2. I think the authorities – especially the decisions in Shamji and Chapman do show that the courts will not impose a duty on a bank in circumstances where the exercise of that duty will create a conflict of interest between the bank's interests and that of its customers. It seems to me that the duties proposed in paragraph 4 of the Particulars of Claim, in paragraphs 2.4.2 and 3 of Miss Anderson QC's skeleton argument and in the oral formulation of the duty in the course of argument do give rise to this potential conflict of interest. In those circumstances in agreement with Mr Kramer, I consider that the proposed duties are contrary to authority.

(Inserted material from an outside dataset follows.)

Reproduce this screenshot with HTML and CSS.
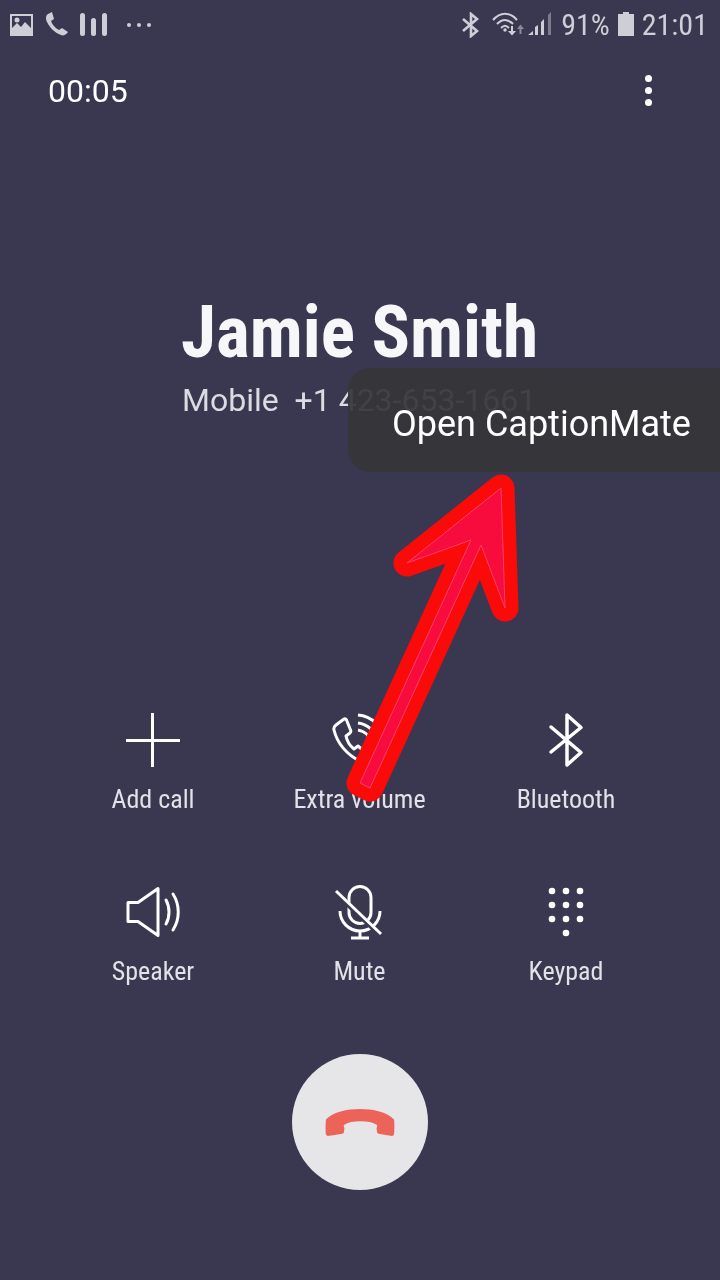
FILE: index.html
```html
<!DOCTYPE html>
<html lang="en">
<head>
  <meta charset="UTF-8" />
  <title>Call</title>
  <link rel="stylesheet" href="styles.css">
</head>
<body>
  <div class="screen">
    <div class="status">
      <div class="status-left">
        <svg class="ic" width="26" height="24" viewBox="0 0 26 24"><path fill="#cfced6" fill-rule="evenodd" d="M1 2h23v22H1zM3 4v12l5-5 4 4 4-5 6 6V4zM8 5.500a2.500 2.500 0 1 1 0 5 2.500 2.500 0 0 1 0-5z"/></svg>
        <svg class="ic call-ic" width="24" height="24" viewBox="0 0 24 24"><path fill="#cfced6" d="M7 0 3 2C0 4 1 8 2 10c3 6 8 11 14 13 2 1 5 0 7-3l-6-4-3 2c-4-2-7-6-8-9l3-2z"/></svg>
        <svg class="ic bars-ic" width="30" height="24" viewBox="0 0 30 24"><g fill="#cfced6"><rect x="1" y="1" width="5" height="23" rx="2.500"/><rect x="12" y="6" width="5" height="18" rx="2.500"/><rect x="23" y="1" width="5" height="23" rx="2.500"/></g></svg>
        <div class="more-dots"><i></i><i></i><i></i></div>
      </div>
      <div class="status-right">
        <svg width="20" height="26" viewBox="0 0 20 26"><path fill="none" stroke="#cfced6" stroke-width="2.600" d="M2 7l14 12-6 5V2l6 5L2 19"/></svg>
        <svg class="wifi" width="32" height="24" viewBox="0 0 32 24"><g fill="none" stroke="#cfced6" stroke-width="2"><path d="M1 8c7-8.500 17-8.500 24 0"/><path d="M5 12c5-5.500 11-5.500 16 0"/><path d="M9 16c3-3 5-3 8 0"/></g><circle cx="13" cy="18" r="1.700" fill="#cfced6"/><path fill="#cfced6" d="M16 19h3v-5h2v5h3l-4 4.500z"/><path fill="#8b8a98" d="M25 17l3.500-4.500L32 17h-2.500v5h-2v-5z"/></svg>
        <svg class="signal" width="24" height="24" viewBox="0 0 24 24"><path fill="#cfced6" d="M0 23l5-4v4zM7 23v-8l3-2v10zM13 23V10l3-3v16z"/><path fill="#7e7c8c" d="M20 23V3l3-3v23z"/></svg>
        <span class="status-text pct">91%</span>
        <svg class="batt" width="16" height="24" viewBox="0 0 16 24"><path fill="#cfced6" d="M5 0h6v2h5v22H0V2h5z"/></svg>
        <span class="status-text clock">21:01</span>
      </div>
    </div>

    <div class="topbar">
      <span class="timer">00:05</span>
      <div class="kebab"><i></i><i></i><i></i></div>
    </div>

    <div class="caller">
      <div class="name">Jamie Smith</div>
      <div class="number">Mobile&nbsp; +1 423-653-1661</div>
    </div>

    <div class="actions">
      <div class="action">
        <svg width="56" height="56" viewBox="0 0 56 56"><path stroke="#fff" stroke-width="3" d="M1 27.500h54M27.500 0v54"/></svg>
        <span class="label">Add call</span>
      </div>
      <div class="action">
        <svg width="56" height="56" viewBox="0 0 56 56"><g fill="none" stroke="#fff" stroke-width="3" stroke-linejoin="round"><path d="M12 6 4 12c-2 1.500-2.500 3-2 5 3 13 13 25 26 31l6-8-8-7-4 3c-4-3-7-8-8-13l4-3c1-1 1-2 .500-3l-4-10c-.500-1-1.500-1.500-2.500-1z"/><path d="M26 17c6 1 11 5 12 11"/><path d="M26 10c9 1 18 8 19 18"/><path d="M26 2c13 1 26 12 27 26"/></g></svg>
        <span class="label">Extra volume</span>
      </div>
      <div class="action">
        <svg width="56" height="56" viewBox="0 0 56 56"><path fill="none" stroke="#fff" stroke-width="3.500" stroke-linejoin="round" stroke-linecap="round" d="M13 14l30 25.500L29 52V2l14 12.500L13 39"/></svg>
        <span class="label">Bluetooth</span>
      </div>
      <div class="action">
        <svg width="56" height="56" viewBox="0 0 56 56"><g fill="none" stroke="#fff" stroke-width="3" stroke-linejoin="round" stroke-linecap="round"><path d="M3 17.500h10L33 3.500v47L13 36.500H3z"/><path d="M41 15c4 7 4 17 0 24"/><path d="M48 9c7 11 7 25 0 36"/></g></svg>
        <span class="label">Speaker</span>
      </div>
      <div class="action">
        <svg width="56" height="56" viewBox="0 0 56 56"><g fill="none" stroke="#fff" stroke-width="3"><rect x="17" y="1.500" width="22" height="37" rx="11"/><path d="M8 26c0 11 9 20 20 20s20-9 20-20M28 46v6M19 53h18"/></g><path stroke="#3a3850" stroke-width="5" d="M8 12l38 36"/><path stroke="#fff" stroke-width="3" d="M4 6l45 43"/></svg>
        <span class="label">Mute</span>
      </div>
      <div class="action">
        <svg width="56" height="56" viewBox="0 0 56 56"><g fill="#fff"><circle cx="14" cy="6" r="3.300"/><circle cx="28" cy="6" r="3.300"/><circle cx="42" cy="6" r="3.300"/><circle cx="14" cy="20" r="3.300"/><circle cx="28" cy="20" r="3.300"/><circle cx="42" cy="20" r="3.300"/><circle cx="14" cy="34" r="3.300"/><circle cx="28" cy="34" r="3.300"/><circle cx="42" cy="34" r="3.300"/><circle cx="28" cy="48" r="3.300"/></g></svg>
        <span class="label">Keypad</span>
      </div>
    </div>

    <div class="end-wrap">
      <div class="end-btn">
        <svg width="70" height="29" viewBox="0 0 72 30.500" preserveAspectRatio="none"><path fill="#ec6459" d="M1 12C9 4 22 1 36 1s27 3 35 11c.500 3 .500 13 0 16-.500 1-1 1.500-2 1.500l-14-2.500c-1-.500-1.500-1-1.500-2l-.500-4c.500-1 1-2 .500-3-4-3-10-4-17-4s-13 1-17 4c-.500 1 0 2 .500 3l-.500 4c0 1-.500 1.500-1.500 2L3 29.500c-1 0-1.500-.500-2-1.500-.500-3-.500-13 0-16z"/></svg>
      </div>
    </div>

    <div class="tooltip">Open CaptionMate</div>

    <svg class="arrow" width="720" height="1280" viewBox="0 0 720 1280">
      <polygon points="501,488 505,608 481,545 370,788 360,783 471,540 407,563" fill="#f80c3e" stroke="#fb0a0a" stroke-width="27" stroke-linejoin="round"/>
      <polygon points="501,488 505,608 481,545 370,788 360,783 471,540 407,563" fill="#f80c3e" stroke="#f5416a" stroke-width="1"/>
    </svg>
  </div>
</body>
</html>
```

FILE: styles.css
```css
* {
  box-sizing: border-box;
}
body {
  margin: 0;
  font-family: Roboto, "Liberation Sans", sans-serif;
  color: #fff;
}
.screen {
  position: relative;
  width: 720px;
  height: 1280px;
  overflow: hidden;
  background: #3a3850;
}
.screen > div {
  will-change: transform;
}
svg {
  display: block;
}

.status {
  height: 48px;
  padding: 12px 12px 0 9px;
  display: flex;
  justify-content: space-between;
}
.status-left {
  display: flex;
  align-items: flex-start;
  gap: 10px;
}
.more-dots {
  display: flex;
  gap: 6px;
  margin: 11px 0 0 8px;
}
.more-dots i {
  width: 4px;
  height: 4px;
  border-radius: 50%;
  background: #cfced6;
}
.status-right {
  display: flex;
  align-items: flex-start;
  color: #cfced6;
}
.wifi {
  margin-left: 11px;
}
.signal {
  margin-left: 4px;
}
.status-text {
  font-size: 30px;
  line-height: 26px;
  font-stretch: 80%;
}
.pct {
  margin-left: 9px;
}
.batt {
  margin-left: 8px;
}
.clock {
  margin-left: 8px;
}

.topbar {
  height: 80px;
  padding: 26px 68px 0 48px;
  display: flex;
  justify-content: space-between;
}
.timer {
  font-size: 32px;
  line-height: 34px;
}
.kebab {
  display: flex;
  flex-direction: column;
  gap: 5px;
  margin-top: 1px;
}
.kebab i {
  width: 7px;
  height: 7px;
  border-radius: 50%;
  background: #fff;
}

.caller {
  padding: 164px 0 0 182px;
  height: 585px;
}
.name {
  margin-left: -1px;
  font-size: 71.5px;
  line-height: 82px;
  font-weight: 700;
  font-stretch: 75%;
  color: #f7f7fa;
}
.number {
  font-size: 32px;
  line-height: 38px;
  margin-top: 7px;
  color: #dcdbe2;
}

.actions {
  display: grid;
  grid-template-columns: repeat(3, 206.5px);
  grid-template-rows: 172px 169px;
  justify-content: center;
  margin-left: -1px;
}
.action {
  display: flex;
  flex-direction: column;
  align-items: center;
}
.label {
  margin-top: 14px;
  font-size: 26px;
  line-height: 32px;
  font-stretch: 80%;
  color: #e3e2e8;
}

.end-wrap {
  display: flex;
  justify-content: center;
}
.end-btn {
  width: 136px;
  height: 136px;
  border-radius: 50%;
  background: #e6e6e9;
  display: flex;
  align-items: center;
  justify-content: center;
}

.tooltip {
  position: absolute;
  left: 348px;
  top: 368px;
  width: 372px;
  height: 104px;
  padding: 36px 0 0 44px;
  border-radius: 22px 0 0 22px;
  background: rgba(54, 53, 57, 0.93);
  font-size: 36px;
  line-height: 40px;
  color: #fff;
}
.arrow {
  position: absolute;
  left: 0;
  top: 0;
}
```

3. Whilst it is true that the advertisements refer to agricultural customers having regular access to sound financial help face to face there is nothing in the advertisement that guarantees or even promises that all decisions relating to the account of agricultural customers will be made by agricultural experts. The experts are said to be there to give financial help. There is no real complaint of lack of help. Furthermore it has to be remembered that the Partnership did have the benefit of locally based and managed facilities until March 2000 (a period of 2¼ years) and only moved the account at a time when the limit was £400,000 and the local manager had concerns over the cash flow. For my part I find it impossible to imply into the contract a duty on RBS to ensure that all future decisions about the account will be made by locally based agricultural experts. I do not think it a fair or reasonable interpretation of the advertisements or fair and reasonable to impose such a duty on RBS in circumstances such as this.